The Countdown to NaNoWriMo 2011 Continues

Last November, in the midst of my epic first novel, I started NaNoWriMo. It seemed like a great idea, and I’d been toying with it since hearing about it several years ago (whether in college or in grad school, I do not know). Since I was in the midst of a long dry spell for employment, I figured that it would give me something to do. I’d treat writing (and editing) as a regular, 9-to-5 job. In reality, it was more like 7:30 until whenever, but it gave me something by which I could keep myself occupied during those hours when my wife was out winning our bread. Things are different this year.

This year, I will come in to NaNoWriMo having been gainfully employed for ten consecutive months, assuming I don’t pull an American Beauty and start lifting weights and smoking pot in the garage. This employment means that I am occupied from 8:30 to 6:00, assuming you take into account my commute. This leaves considerably less time for me to work on my novel–vote below in order to help me shake the “Tentative Title” that serves as a header for each page. Due to this, there are certain changes that have taken place in terms of my preparation.

While I did my research for last year’s novel, I was still able to churn out 183,000+ words through flying by the seat of my pants and knowing my characters. Henry would always be Henry, and Brooke would always be Brooke. It also helped that there were really only two primary characters, a half dozen secondary characters, and a glut of tertiary characters. I wasn’t dealing with the Fellowship of the Ring here!

This year, I am plotting in advance, and plotting heavily. At the end of NaNoWriMo, I want to have 50,000 words for November, but I’m also aiming for the month of December to be dedicated to mop-up work. In contrast, it took me around seven months to complete my first novel AFTER WriMo. The problem with this little endeavor is that it feels less organic. I was happy going by the seat of my pants last year. I will be happy writing this year, too, because I’m not married to plot points being in order. Good thing, too; my wife wouldn’t go for Mormon marriage.

It is a nice safety blanket, that much is certain. I am busy plotting seven sections of the novel. So far, I’ve plotted three… fora total of 81 plot points or ideas–of course, I’m using plot point quite loosely here. Assuming that I divvy up the 50,000 words evenly (and allow for a little bit of wiggle room), I’ll have about 7,500 words per section.

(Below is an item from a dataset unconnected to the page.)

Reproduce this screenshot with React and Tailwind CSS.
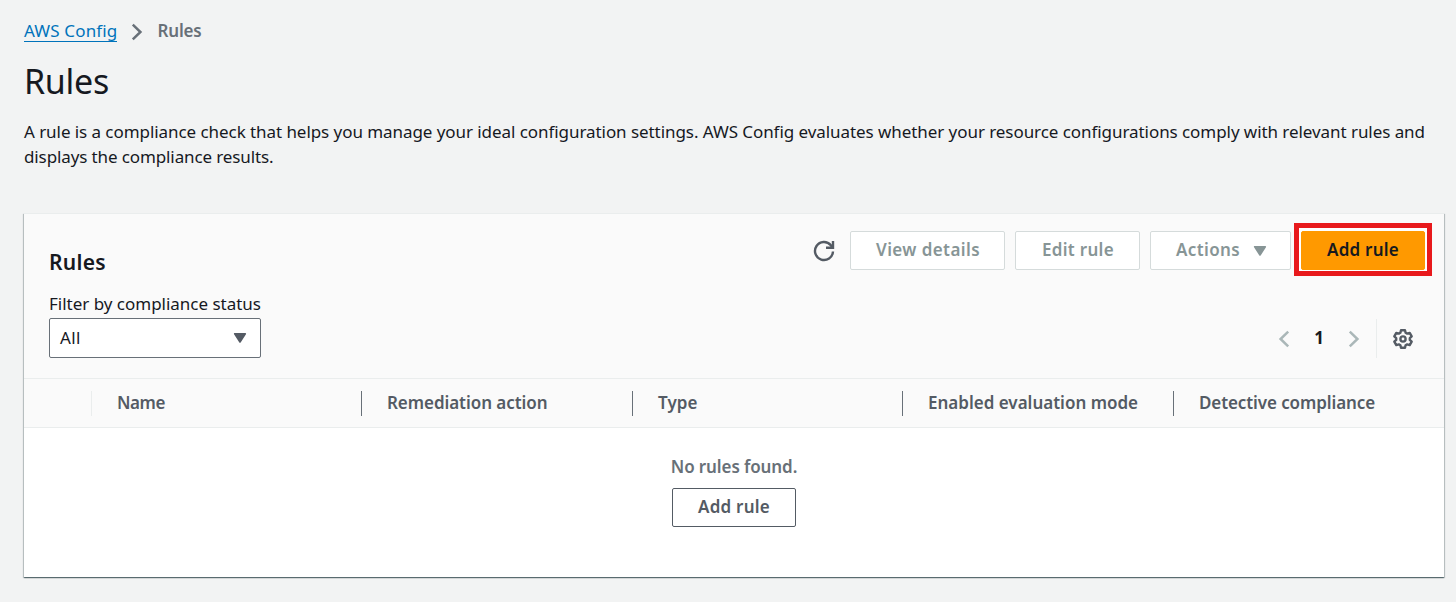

Using that as a means of measuring those three sections, those 81 plot points should cover 22,500 words–less than 300 words per plot point/idea. Wow, who knew building a safety blanket would involve so many steps!

I’ve written additional points in the remaining four sections, but I am having more difficulty than I anticipated in plotting something with this level of detail that is so far ahead of my real-time novel writing. Characters develop, they change. Even stoic characters must change a little, no matter how much they resist. That is the most difficult aspect of it all, especially considering I have a hobo slumgullion of characters with their own unique needs and personalities. In addition, I’d be covering dangerous ground if I decided to change plot points that impact the resolution.

As I was on my commute home, as well as doing some late night grocery shopping, I started to wonder about some of the most recognizable writers and their stories. Did Stallone know that Rocky would beat Apollo? Did Robert Rodriguez really go in knowing that The Mariachi and Bucho were brothers? Did the team behind the newest BSG have a detailed list of who was a cylon and when it would be revealed? I think that these three examples run the spectrum from “absolutely” to “probably not,” and it leaves me to wonder. Some books translate very well to the box office, and follow a clearly discernible heroic arc. Some books get where you expect them to be, but the journey from the alpha to the omega is a bit of a roller-coaster. And there’s the last kind of book. The kind of book that makes you go “who’s on first, what’s on second, and what the hell was I supposed to ask Alice?”

As I work my way towards the end of this novel, I wonder how much I should plot it out and how much I should leave it all to chance. Stephen King talks about writing as if you’re unearthing a fossil. The story’s all there, but you have to be careful how you unearth it. I love that analogy. I also think that writing is a means of making the subconscious conscious, and I am wondering just how much I want to funnel those subconscious processes into a very focused form of consciousness.

As with many pursuits, writing is like life. Rather than jump around from one brain dropping to another, and trying to expound on this one, I’ll leave it up to you to make the connection. How do you like to live your life?